Gothic Punch & Judy [FringeTIX]
Professor Haig @ Puppet Palace
10:00pm, Fri 20 Feb 2009
There’s a fair old crowd for opening night at the Puppet Palace – maybe 25-30 people all up, including (presumably) the chap who wrote this review, which appears to be pretty thorough. I don’t know why I bother, really. Apart from generally better spelling, obviously.
So we start late, eventually filing into the Palace to find the Punch & Judy booth front-and-centre. There’s another such booth to the right, which my companion reliably informed me was more of Tudor origins than gothic. No matter; Professor Haig addresses the crowd prior to the performance, explaining that this production was based on the “original” (well, circa 19th Century, anyway) script – and as such, resurrected some of the more politically incorrect aspects of the story.

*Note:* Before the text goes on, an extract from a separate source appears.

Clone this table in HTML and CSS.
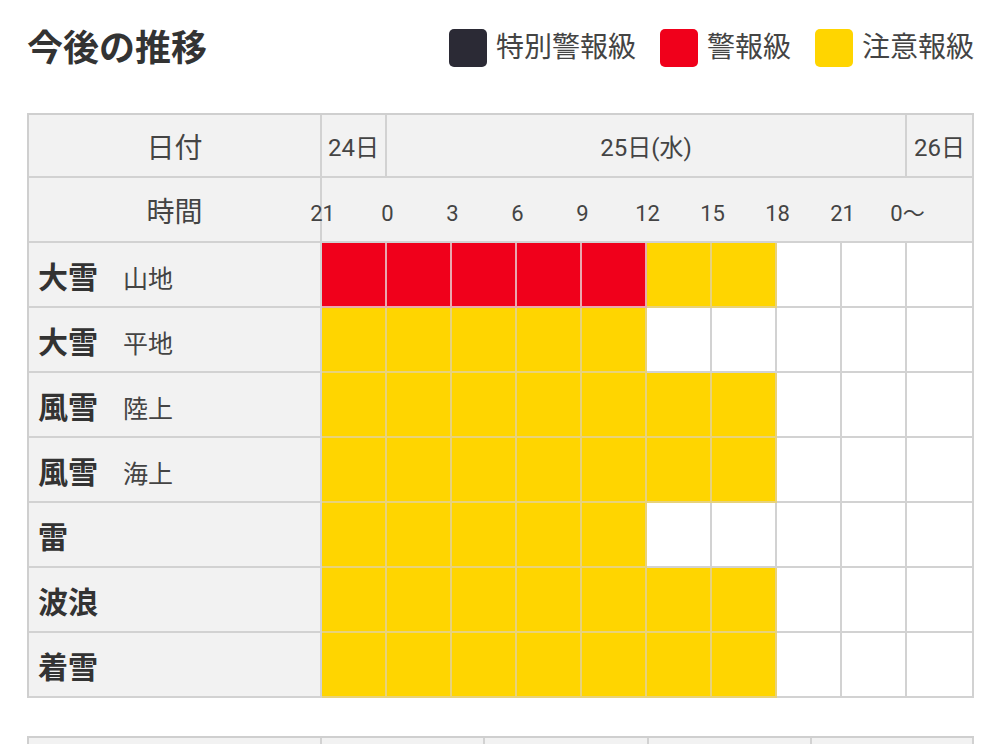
FILE: index.html
```html
<!DOCTYPE html>
<html lang="ja">
<head>
<meta charset="utf-8">
<title>今後の推移</title>
<link rel="stylesheet" href="styles.css">
</head>
<body>
<div class="page">
  <header class="top">
    <h1 class="title">今後の推移</h1>
    <ul class="legend">
      <li class="legend-item"><span class="swatch swatch-special"></span>特別警報級</li>
      <li class="legend-item"><span class="swatch swatch-warning"></span>警報級</li>
      <li class="legend-item"><span class="swatch swatch-advisory"></span>注意報級</li>
    </ul>
  </header>

  <table class="grid">
    <colgroup>
      <col class="col-label">
      <col class="col-slot"><col class="col-slot"><col class="col-slot"><col class="col-slot"><col class="col-slot">
      <col class="col-slot"><col class="col-slot"><col class="col-slot"><col class="col-slot"><col class="col-last">
    </colgroup>
    <thead>
      <tr class="row-date">
        <th class="head-label">日付</th>
        <th class="head-date">24日</th>
        <th class="head-date" colspan="8">25日(水)</th>
        <th class="head-date">26日</th>
      </tr>
      <tr class="row-time">
        <th class="head-label">時間</th>
        <th class="head-times" colspan="10">
          <div class="times">
            <span>21</span><span>0</span><span>3</span><span>6</span><span>9</span><span>12</span><span>15</span><span>18</span><span>21</span><span>0〜</span>
          </div>
        </th>
      </tr>
    </thead>
    <tbody>
      <tr>
        <th class="row-label"><span class="main">大雪</span><span class="sub">山地</span></th>
        <td class="r"></td><td class="r"></td><td class="r"></td><td class="r"></td><td class="r"></td><td class="y"></td><td class="y"></td><td></td><td></td><td></td>
      </tr>
      <tr>
        <th class="row-label"><span class="main">大雪</span><span class="sub">平地</span></th>
        <td class="y"></td><td class="y"></td><td class="y"></td><td class="y"></td><td class="y"></td><td></td><td></td><td></td><td></td><td></td>
      </tr>
      <tr>
        <th class="row-label"><span class="main">風雪</span><span class="sub">陸上</span></th>
        <td class="y"></td><td class="y"></td><td class="y"></td><td class="y"></td><td class="y"></td><td class="y"></td><td class="y"></td><td></td><td></td><td></td>
      </tr>
      <tr>
        <th class="row-label"><span class="main">風雪</span><span class="sub">海上</span></th>
        <td class="y"></td><td class="y"></td><td class="y"></td><td class="y"></td><td class="y"></td><td class="y"></td><td class="y"></td><td></td><td></td><td></td>
      </tr>
      <tr>
        <th class="row-label"><span class="main">雷</span></th>
        <td class="y"></td><td class="y"></td><td class="y"></td><td class="y"></td><td class="y"></td><td></td><td></td><td></td><td></td><td></td>
      </tr>
      <tr>
        <th class="row-label"><span class="main">波浪</span></th>
        <td class="y"></td><td class="y"></td><td class="y"></td><td class="y"></td><td class="y"></td><td class="y"></td><td class="y"></td><td></td><td></td><td></td>
      </tr>
      <tr>
        <th class="row-label"><span class="main">着雪</span></th>
        <td class="y"></td><td class="y"></td><td class="y"></td><td class="y"></td><td class="y"></td><td class="y"></td><td class="y"></td><td></td><td></td><td></td>
      </tr>
    </tbody>
  </table>

  <table class="grid grid-week">
    <colgroup>
      <col class="col-label">
      <col class="col-day"><col class="col-day"><col class="col-day"><col class="col-day-last">
    </colgroup>
    <thead>
      <tr class="row-date">
        <th class="head-label"></th>
        <th class="head-date"></th>
        <th class="head-date"></th>
        <th class="head-date"></th>
        <th class="head-date"></th>
      </tr>
    </thead>
  </table>
</div>
</body>
</html>
```

FILE: styles.css
```css
html, body {
  margin: 0;
  padding: 0;
  overflow: hidden;
  background: #ffffff;
}

body {
  font-family: Roboto, "Noto Sans CJK JP", "Noto Sans", sans-serif;
  color: #3a3a3a;
}

.page {
  padding: 0 25px 0 27px;
}

.top {
  display: flex;
  align-items: center;
  justify-content: space-between;
  height: 96px;
  margin-bottom: 17px;
}

.title {
  margin: 0;
  font-size: 36px;
  font-weight: 700;
  color: #333333;
  line-height: 1;
  padding-top: 2px;
}

.legend {
  display: flex;
  align-items: center;
  gap: 24px;
  margin: 0;
  padding: 0;
  list-style: none;
}

.legend-item {
  display: flex;
  align-items: center;
  gap: 9px;
  font-size: 28px;
  line-height: 1;
  color: #444444;
}

.swatch {
  display: block;
  width: 38px;
  height: 38px;
  border-radius: 5px;
}

.swatch-special { background: #2b2a35; }
.swatch-warning { background: #f0001b; }
.swatch-advisory { background: #ffd500; }

/* grid table */
.grid {
  table-layout: fixed;
  width: 947px;
  border-collapse: separate;
  border-spacing: 0;
  border-top: 2px solid #cfcfcf;
  border-left: 2px solid #cfcfcf;
}

.col-label { width: 293px; }
.col-slot { width: 65px; }
.col-last { width: 67px; }
.col-day { width: 163px; }
.col-day-last { width: 162px; }

.grid th,
.grid td {
  padding: 0;
  border-right: 2px solid #d2d2d2;
  border-bottom: 2px solid #d2d2d2;
  background: #ffffff;
  vertical-align: middle;
}

.grid tr { height: 65px; }
.grid .row-date { height: 63px; }

.grid th {
  background: #f2f2f2;
  font-weight: 400;
  color: #444444;
}

.head-label {
  font-size: 28px;
  text-align: center;
}

.head-date {
  font-size: 24px;
  text-align: center;
  padding-top: 4px;
}

.times {
  display: flex;
  align-items: baseline;
  margin-left: -32px;
  font-size: 22px;
  line-height: 30px;
  padding-top: 8px;
}

.times span {
  flex: 0 0 65px;
  text-align: center;
}

.row-label {
  text-align: left;
  padding-left: 9px !important;
  white-space: nowrap;
}

.row-label .main {
  font-size: 30px;
  font-weight: 700;
  color: #333333;
  margin-right: 25px;
}

.row-label .sub {
  font-size: 25px;
  color: #444444;
}

.grid td.r {
  background: #f0001b;
  border-color: #e9a8ae;
}

.grid td.y {
  background: #ffd500;
  border-color: #e8d27a;
}

.grid-week {
  margin-top: 38px;
}
```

Now, this was my first ever Punch & Judy show – so I was somewhat surprised to see what an utter prick Punch is. And violent, too – for some reason, I kept getting flashbacks to A Clockwork Orange‘s idea of ultraviolence, so heavy-handed and brutal were Mr Punch’s attacks on his wife, the policeman, the hangman, and the Devil. Especially the Devil – there was some serious beating going on there. But, as befitting the “adults only” tag affixed to this show, there was also more than a hint of sex early on; but it’s the violence that lingers, with the loud cracking of Punch’s whacking stick on the other character’s wooden heads being particularly memorable.
True, Professor Haig’s swazzle for Punch’s voice got grating after awhile, and the story… well, there’s not much resolution there, really. Complete bastard does shitty things and gets away with it. A morality play for our times, I guess. But Gothic Punch & Judy comes recommended; a decent performance, short and sweet, more a quality palate cleanser than a main course.